Приблизился мужчина. Рядом - спутница. Лицо удивленное. С изумлением в круглых глазах уставилась на меня, на змею-очередь. Пальтишко легкое, целлофановое, шапочка вязаная (рублей за двадцать, с Сенного). Дядя высок, вибрирует от пяток до макушки. «Истекает» мелкими, мало разборчивыми словами. А смех - рассыпчатый, будто в тазик гороха бросили. Почти кричит: «Безобразие. Я - электронную карточку. А мне - не обслуживаем. Наличные. Как же так? Двадцать первый век. Деньгам за карточкой надежнее. Пошел к администратору. От него - к заму. Зама нет - директор. Тот предлагает, чтобы шума не было, обслужить через свою карту. Богатый. Не понимает - оскорбление. И я не бомж. Но деньги - на карте. Давайте, обслуживайте, в ваших правилах записано».
У «целлофановой» спутницы взгляд темнеет. Глаза грозные, как у грудастых кариатид на стенах. Электронному энтузиасту кричат: «Вот вырубят электричество - накроется твой пластик. Капитал нужно держать в золоте, платине, алмазах». Несколько гражданок поддерживают: «С ума с этими карточками посходили. Держу в руках сотенную - так это деньги, а не игрушка с полоской. Одно-другое - и вот вам уже микрочипирование. Из одного центра все будет управляться. Мы - против. Мы за бумагу». Тут еще голоса: «Бумагу в туалете извели. Билет не на чем распечатать».
Охрана в черных фуфайках, ушанках. Наручники, дубинки, электрошокеры. Пропуск в мир прекрасного. Опустят резиновые палки, будто шлагбаумы - стой. Поднимут - иди. Почему черный цвет? Можно синий. Грязь все равно не будет видна.
На первом этаже шум. Все держится на толстых арках, образующих три пролета. В концах - зеркала. От этого ощущение бесконечности толпы. Через боковую лестницу поднимаемся к главному входу. Мрамор сахаристый, белый, облагороженный изразцом. В потолке, среди завитков, три небольших картины, а в стенах круглые часы, обрамленные золочением. Дорожки на ступенях алые. Камень будто дышит, и его поверхность поддается тяжести коврового покрытия. Растрелли из Зимнего дворца делал государственное, бюрократическое сооружение. Трудились разные умельцы. Ведь в Царском - дом (хотя и огромный) для жизни. Неотразимость и человечность. Великолепие и доступность. С одной стороны - огромный зал, а с другой - нескончаемая череда комнат.
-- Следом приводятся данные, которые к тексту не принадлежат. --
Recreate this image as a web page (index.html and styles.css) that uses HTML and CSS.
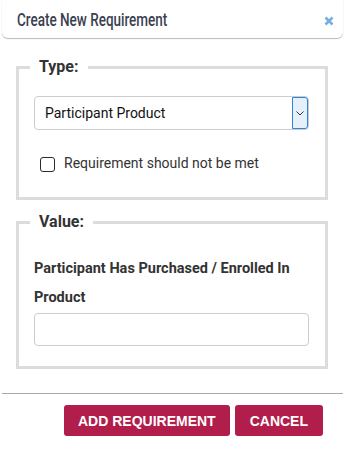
FILE: index.html
```html
<!DOCTYPE html>
<html>
<head>
<meta charset="utf-8">
<link rel="stylesheet" href="styles.css">
</head>
<body>
<div class="dialog">
  <header class="head">
    <h1 class="title">Create New Requirement</h1>
    <button class="close" aria-label="Close">
      <svg width="10" height="10" viewBox="0 0 10 10"><path d="M1.5 1.5 L8.5 8.5 M8.5 1.5 L1.5 8.5" stroke="#76ade0" stroke-width="2.6" stroke-linecap="butt"/></svg>
    </button>
  </header>
  <div class="body">
    <fieldset class="group group-type">
      <legend class="legend">Type:</legend>
      <div class="group-inner">
        <div class="select-wrap">
          <select class="select"><option>Participant Product</option></select>
          <span class="select-arrow"><svg width="8" height="5" viewBox="0 0 8 5"><path d="M0.5 0.5 L4 4 L7.5 0.5" fill="none" stroke="#333" stroke-width="1"/></svg></span>
        </div>
        <label class="check-row"><input type="checkbox" class="check"><span>Requirement should not be met</span></label>
      </div>
    </fieldset>
    <fieldset class="group group-value">
      <legend class="legend">Value:</legend>
      <div class="group-inner">
        <label class="field-label">Participant Has Purchased / Enrolled In Product</label>
        <input type="text" class="text-input">
      </div>
    </fieldset>
  </div>
  <footer class="foot">
    <button class="btn btn-add">ADD REQUIREMENT</button>
    <button class="btn btn-cancel">CANCEL</button>
  </footer>
</div>
</body>
</html>
```
FILE: styles.css
```css
* { box-sizing: border-box; }
html, body { margin: 0; padding: 0; background: #fff; }
body { font-family: Roboto, "Liberation Sans", Arial, sans-serif; color: #333; }
.dialog { width: 345px; height: 452px; }
.head {
  margin: 0 2px;
  height: 38px;
  display: flex;
  align-items: center;
  justify-content: space-between;
  padding: 0 9px 0 15px;
  border-radius: 0 0 6px 6px;
  box-shadow: 0 1px 1px rgba(0,0,0,0.28);
  background: #fff;
}
.title {
  margin: 0;
  font-family: Roboto, "Liberation Sans", sans-serif;
  font-weight: 500;
  font-size: 19px;
  line-height: 22px;
  color: #3b4150;
  transform: scaleX(0.71);
  transform-origin: left center;
  white-space: nowrap;
  padding-top: 2px;
}
.close {
  border: 0; background: none; padding: 0; margin: 0;
  width: 10px; height: 10px; display: flex; margin-top: 3px;
}
.body { padding: 19px 17px 0 16px; display: flex; flex-direction: column; gap: 12px; }
.group {
  margin: 0;
  padding: 0;
  border: 3px solid #dcdcdc;
  min-width: 0;
}
.legend {
  margin-left: 11px;
  padding: 0 9px;
  font-size: 16px;
  font-weight: bold;
  line-height: 20px;
  color: #333;
}
.group-type .group-inner { padding: 19px 16px 24px 15px; }
.group-value .group-inner { padding: 22px 16px 20px 15px; }
.select-wrap { position: relative; height: 34px; }
.select {
  appearance: none;
  -webkit-appearance: none;
  width: 100%;
  height: 34px;
  border: 1px solid #ccc;
  border-radius: 4px;
  background: #fff;
  padding: 0 10px;
  font-family: Roboto, "Liberation Sans", Arial, sans-serif;
  font-size: 14px;
  color: #111;
}
.select-arrow {
  position: absolute;
  right: 1px; top: 1px;
  width: 16px; height: 32px;
  background: #e6f0fb;
  border: 1.5px solid #2f84d8;
  border-radius: 0 3px 3px 0;
  display: flex; align-items: center; justify-content: center;
}
.check-row {
  display: flex; align-items: center; gap: 9px;
  margin-top: 23px; margin-left: 6px;
  font-size: 14px; color: #333; line-height: 20px;
}
.check {
  appearance: none; -webkit-appearance: none;
  width: 15px; height: 15px; margin: 0;
  border: 1.5px solid #2a2a2a; border-radius: 3px; background: #fff;
  flex: none; position: relative; top: 1px;
}
.field-label {
  display: block;
  font-size: 14.5px; font-weight: bold; line-height: 29px; color: #333;
}
.text-input {
  display: block;
  width: 100%; height: 33px;
  margin-top: 1px;
  border: 1px solid #ccc; border-radius: 4px;
}
.foot {
  margin: 24px 2px 0;
  border-top: 1px solid #aaa;
  padding: 11px 20px 0 0;
  display: flex; justify-content: flex-end; gap: 5px;
}
.btn {
  height: 31px;
  border: 0; border-radius: 3px;
  background: #b21e4b;
  color: #fff;
  font-family: "Liberation Sans", Arial, sans-serif;
  font-weight: bold; font-size: 14px;
}
.btn-add { padding: 0 14px; }
.btn-cancel { padding: 0 15px; }
```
Заглянешь – словно перспектива жизни. Длинна анфилада, но и она конечна. Бальный зал словно прострелен окнами от паркетного пола до расписного потолка. Самый большой в Европе. С одной стороны - деревья Александровского парка за пустой площадью, ограниченной полукружьями хозяйственных построек. С другой стороны – подстрижены кусты Екатерининского парка, убегающего вниз. Синее небо, стремительно наливающееся темнотой. В простенках - зеркала, золотые подсвечники. Все «залито» золоченой резьбой. Стебли травы, «вырастая» из стен кверху, расползаются по потолку. В подсвечниках горят сотни лампочек, стилизованных под свечи. Потолок плоский, но впечатление глубины возникает от мастерски выстроенной перспективы.
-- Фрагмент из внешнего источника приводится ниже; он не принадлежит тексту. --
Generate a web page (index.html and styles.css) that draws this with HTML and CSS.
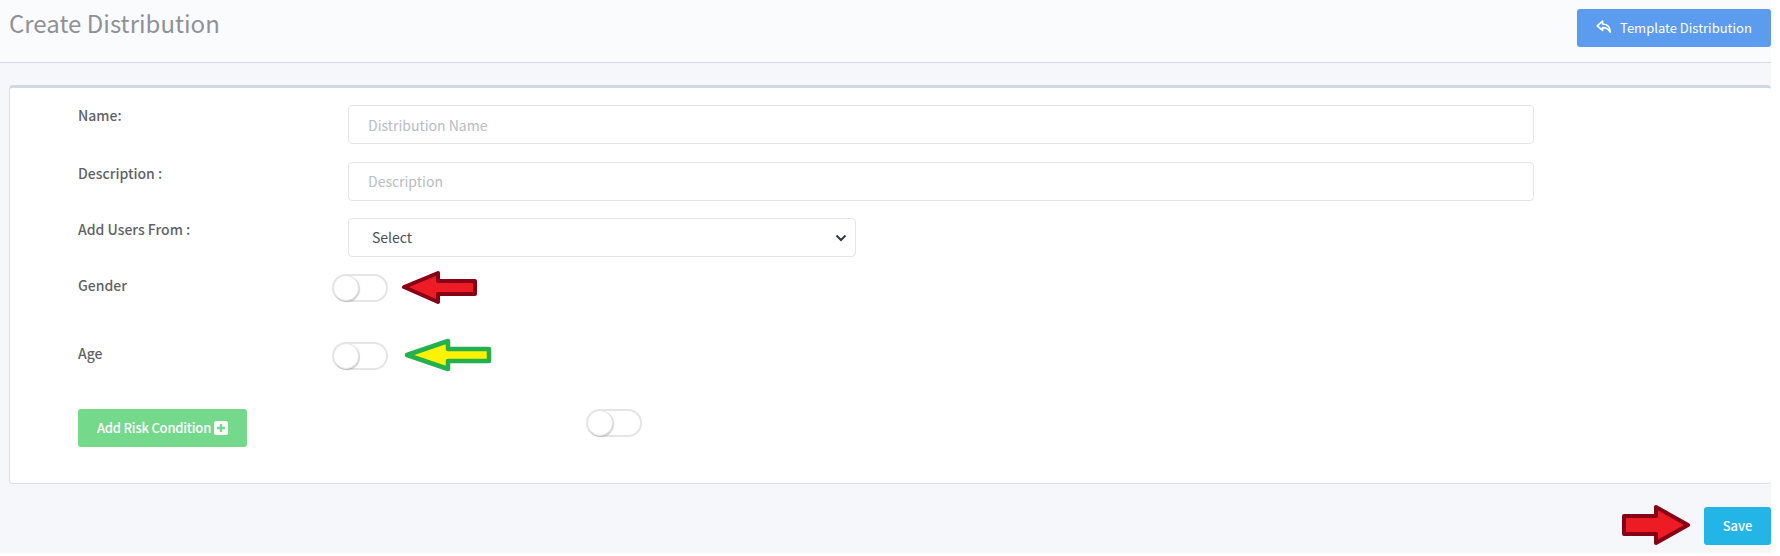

Зеркала расширяют границы зала до бесконечности. Ты мал, стремясь к исчезновению во внутреннем безграничье. Вытянутые вверх окна создают ощущение взлета. Циклопическая гондола диковинного дирижабля в момент отрыва: с одной стороны - земля и деревья с ярко украшенной новогодней елкой, а с другой - почти темное небо с одиноко вспыхнувшей звездой.
Мал - в зале, ничтожен - в заданном предполетном пространстве. 92 килограмма (это я про себя) сняло как рукой. Здесь нужно лечить гипертоников. Никто - ни старые, ни молодые - не в силах противостоять путешествию на легком цепеллине. Чувствуют - малы. Жалкая кучка на наборном паркете.
Если бы не удостоверения М., пришлось бы за каждого выкладывать по триста пятьдесят рублей. Рядом - женщина с круглыми глазами, мерзшая в очереди. Здесь ее удивление вполне уместно.